What to work on:
Gather all lines in the entries below that include the word "styles".

* BEGIN *

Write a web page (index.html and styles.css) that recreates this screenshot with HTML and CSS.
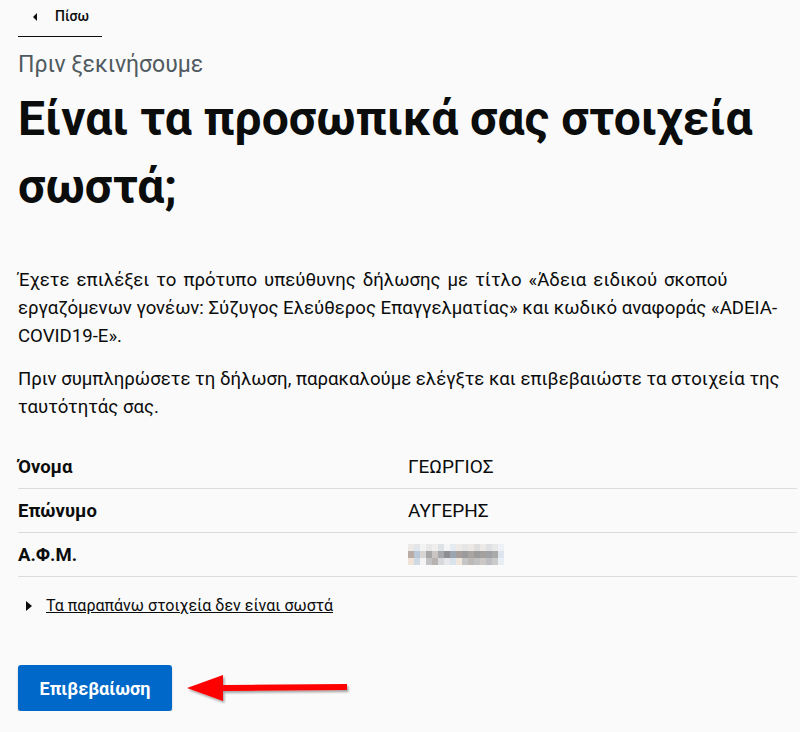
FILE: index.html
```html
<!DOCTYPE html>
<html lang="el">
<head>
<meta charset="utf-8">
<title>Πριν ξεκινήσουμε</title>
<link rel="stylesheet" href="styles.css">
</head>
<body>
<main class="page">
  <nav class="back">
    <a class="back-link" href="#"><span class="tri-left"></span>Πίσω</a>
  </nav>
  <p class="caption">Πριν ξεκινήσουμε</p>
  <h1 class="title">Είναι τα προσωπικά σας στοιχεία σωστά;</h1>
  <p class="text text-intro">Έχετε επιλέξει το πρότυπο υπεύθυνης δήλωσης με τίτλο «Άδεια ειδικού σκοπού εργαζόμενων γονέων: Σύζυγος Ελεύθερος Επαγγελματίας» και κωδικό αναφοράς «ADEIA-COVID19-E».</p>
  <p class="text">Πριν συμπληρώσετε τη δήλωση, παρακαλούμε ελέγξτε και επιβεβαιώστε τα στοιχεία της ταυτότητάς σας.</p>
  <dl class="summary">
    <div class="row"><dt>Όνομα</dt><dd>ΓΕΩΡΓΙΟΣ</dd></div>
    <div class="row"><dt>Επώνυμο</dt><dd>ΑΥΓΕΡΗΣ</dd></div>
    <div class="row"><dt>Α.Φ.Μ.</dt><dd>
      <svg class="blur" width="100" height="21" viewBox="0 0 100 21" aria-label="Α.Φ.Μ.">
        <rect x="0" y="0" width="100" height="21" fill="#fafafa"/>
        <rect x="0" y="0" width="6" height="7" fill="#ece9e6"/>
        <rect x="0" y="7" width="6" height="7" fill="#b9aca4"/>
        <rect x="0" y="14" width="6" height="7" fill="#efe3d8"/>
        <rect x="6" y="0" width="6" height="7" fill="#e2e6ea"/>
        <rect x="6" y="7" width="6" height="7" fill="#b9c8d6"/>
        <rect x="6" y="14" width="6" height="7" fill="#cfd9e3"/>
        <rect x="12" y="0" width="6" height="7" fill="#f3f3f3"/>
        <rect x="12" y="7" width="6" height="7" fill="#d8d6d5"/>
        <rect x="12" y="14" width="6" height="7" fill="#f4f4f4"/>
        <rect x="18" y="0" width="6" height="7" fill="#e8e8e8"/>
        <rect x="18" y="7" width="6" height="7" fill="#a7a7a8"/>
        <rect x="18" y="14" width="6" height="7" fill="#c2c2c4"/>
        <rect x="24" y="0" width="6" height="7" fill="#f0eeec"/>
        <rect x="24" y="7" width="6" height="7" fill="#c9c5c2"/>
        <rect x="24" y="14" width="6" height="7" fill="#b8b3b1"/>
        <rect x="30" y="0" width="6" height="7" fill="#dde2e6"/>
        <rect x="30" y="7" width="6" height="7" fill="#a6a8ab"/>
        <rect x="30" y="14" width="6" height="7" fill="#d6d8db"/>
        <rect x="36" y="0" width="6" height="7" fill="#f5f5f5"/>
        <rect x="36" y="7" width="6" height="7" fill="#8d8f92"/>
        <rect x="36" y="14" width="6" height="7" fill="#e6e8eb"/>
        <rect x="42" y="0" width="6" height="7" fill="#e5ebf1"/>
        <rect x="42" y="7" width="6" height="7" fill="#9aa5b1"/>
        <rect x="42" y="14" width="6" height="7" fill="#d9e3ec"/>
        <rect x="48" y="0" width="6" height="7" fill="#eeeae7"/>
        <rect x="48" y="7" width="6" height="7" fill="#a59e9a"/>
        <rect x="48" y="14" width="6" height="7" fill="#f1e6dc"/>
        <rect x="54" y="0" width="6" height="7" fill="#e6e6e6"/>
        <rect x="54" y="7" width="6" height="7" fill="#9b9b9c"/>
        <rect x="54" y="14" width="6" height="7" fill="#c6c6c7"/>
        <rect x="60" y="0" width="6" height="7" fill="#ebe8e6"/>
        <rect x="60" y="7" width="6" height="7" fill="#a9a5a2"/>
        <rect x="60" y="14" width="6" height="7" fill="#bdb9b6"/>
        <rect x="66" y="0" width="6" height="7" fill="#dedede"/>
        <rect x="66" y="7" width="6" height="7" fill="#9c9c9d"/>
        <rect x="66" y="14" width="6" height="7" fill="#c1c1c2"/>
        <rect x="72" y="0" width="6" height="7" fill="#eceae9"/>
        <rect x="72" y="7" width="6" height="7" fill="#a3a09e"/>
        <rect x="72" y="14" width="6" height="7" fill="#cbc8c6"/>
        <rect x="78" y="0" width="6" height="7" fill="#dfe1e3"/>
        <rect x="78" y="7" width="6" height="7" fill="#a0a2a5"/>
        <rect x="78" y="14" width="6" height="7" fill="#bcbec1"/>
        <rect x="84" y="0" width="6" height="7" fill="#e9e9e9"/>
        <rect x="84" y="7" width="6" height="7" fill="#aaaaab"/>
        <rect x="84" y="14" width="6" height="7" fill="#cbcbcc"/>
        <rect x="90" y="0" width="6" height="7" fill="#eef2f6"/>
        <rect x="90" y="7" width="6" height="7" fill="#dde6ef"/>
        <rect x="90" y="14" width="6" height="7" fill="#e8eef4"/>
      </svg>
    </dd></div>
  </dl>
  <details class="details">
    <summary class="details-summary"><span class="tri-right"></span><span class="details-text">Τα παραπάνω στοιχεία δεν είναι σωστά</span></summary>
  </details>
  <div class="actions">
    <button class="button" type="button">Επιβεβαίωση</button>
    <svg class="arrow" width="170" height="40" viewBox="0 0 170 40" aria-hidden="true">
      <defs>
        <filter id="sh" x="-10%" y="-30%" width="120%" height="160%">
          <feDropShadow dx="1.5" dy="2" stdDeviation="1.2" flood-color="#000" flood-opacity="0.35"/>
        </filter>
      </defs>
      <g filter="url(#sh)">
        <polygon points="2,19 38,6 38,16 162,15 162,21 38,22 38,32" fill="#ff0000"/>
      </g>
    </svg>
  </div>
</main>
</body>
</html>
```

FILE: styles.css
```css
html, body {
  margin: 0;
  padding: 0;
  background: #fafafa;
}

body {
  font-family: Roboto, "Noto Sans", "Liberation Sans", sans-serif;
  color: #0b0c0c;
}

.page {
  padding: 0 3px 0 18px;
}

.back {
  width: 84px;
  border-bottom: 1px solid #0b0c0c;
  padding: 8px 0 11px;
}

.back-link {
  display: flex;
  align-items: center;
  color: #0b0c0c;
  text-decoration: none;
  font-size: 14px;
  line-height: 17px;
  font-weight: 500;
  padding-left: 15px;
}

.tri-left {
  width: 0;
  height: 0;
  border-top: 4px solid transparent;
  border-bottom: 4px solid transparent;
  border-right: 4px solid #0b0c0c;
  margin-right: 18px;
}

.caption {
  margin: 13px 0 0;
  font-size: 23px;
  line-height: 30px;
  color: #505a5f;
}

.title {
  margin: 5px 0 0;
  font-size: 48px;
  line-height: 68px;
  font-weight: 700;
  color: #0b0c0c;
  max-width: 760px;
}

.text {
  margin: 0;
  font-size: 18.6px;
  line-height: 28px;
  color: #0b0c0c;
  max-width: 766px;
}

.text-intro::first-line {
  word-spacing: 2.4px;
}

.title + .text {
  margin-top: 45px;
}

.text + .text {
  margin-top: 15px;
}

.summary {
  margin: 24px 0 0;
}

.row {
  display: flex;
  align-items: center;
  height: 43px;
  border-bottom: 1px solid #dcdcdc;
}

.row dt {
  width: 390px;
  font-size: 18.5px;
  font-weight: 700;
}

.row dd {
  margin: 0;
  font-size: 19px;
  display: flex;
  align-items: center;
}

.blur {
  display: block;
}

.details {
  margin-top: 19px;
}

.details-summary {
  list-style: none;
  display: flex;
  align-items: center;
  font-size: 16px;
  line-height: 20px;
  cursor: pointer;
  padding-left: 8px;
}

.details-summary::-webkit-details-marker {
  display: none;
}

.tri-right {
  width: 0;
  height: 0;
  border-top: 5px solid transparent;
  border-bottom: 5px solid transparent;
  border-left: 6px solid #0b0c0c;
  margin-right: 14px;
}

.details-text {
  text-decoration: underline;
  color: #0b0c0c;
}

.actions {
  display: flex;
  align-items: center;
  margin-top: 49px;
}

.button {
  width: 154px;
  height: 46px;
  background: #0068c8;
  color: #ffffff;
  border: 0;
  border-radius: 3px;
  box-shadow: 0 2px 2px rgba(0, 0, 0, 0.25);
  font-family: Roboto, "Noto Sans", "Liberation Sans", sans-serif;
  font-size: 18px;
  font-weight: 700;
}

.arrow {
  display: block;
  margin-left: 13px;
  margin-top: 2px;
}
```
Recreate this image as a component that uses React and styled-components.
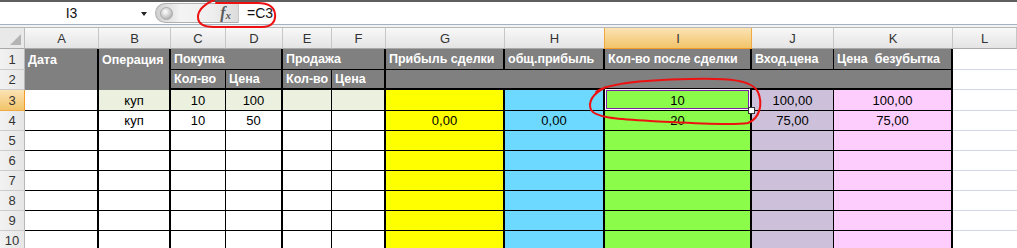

* END *

Response to the exercise:
Write a web page (index.html and styles.css) that recreates this screenshot with HTML and CSS.
<link rel="stylesheet" href="styles.css">
FILE: styles.css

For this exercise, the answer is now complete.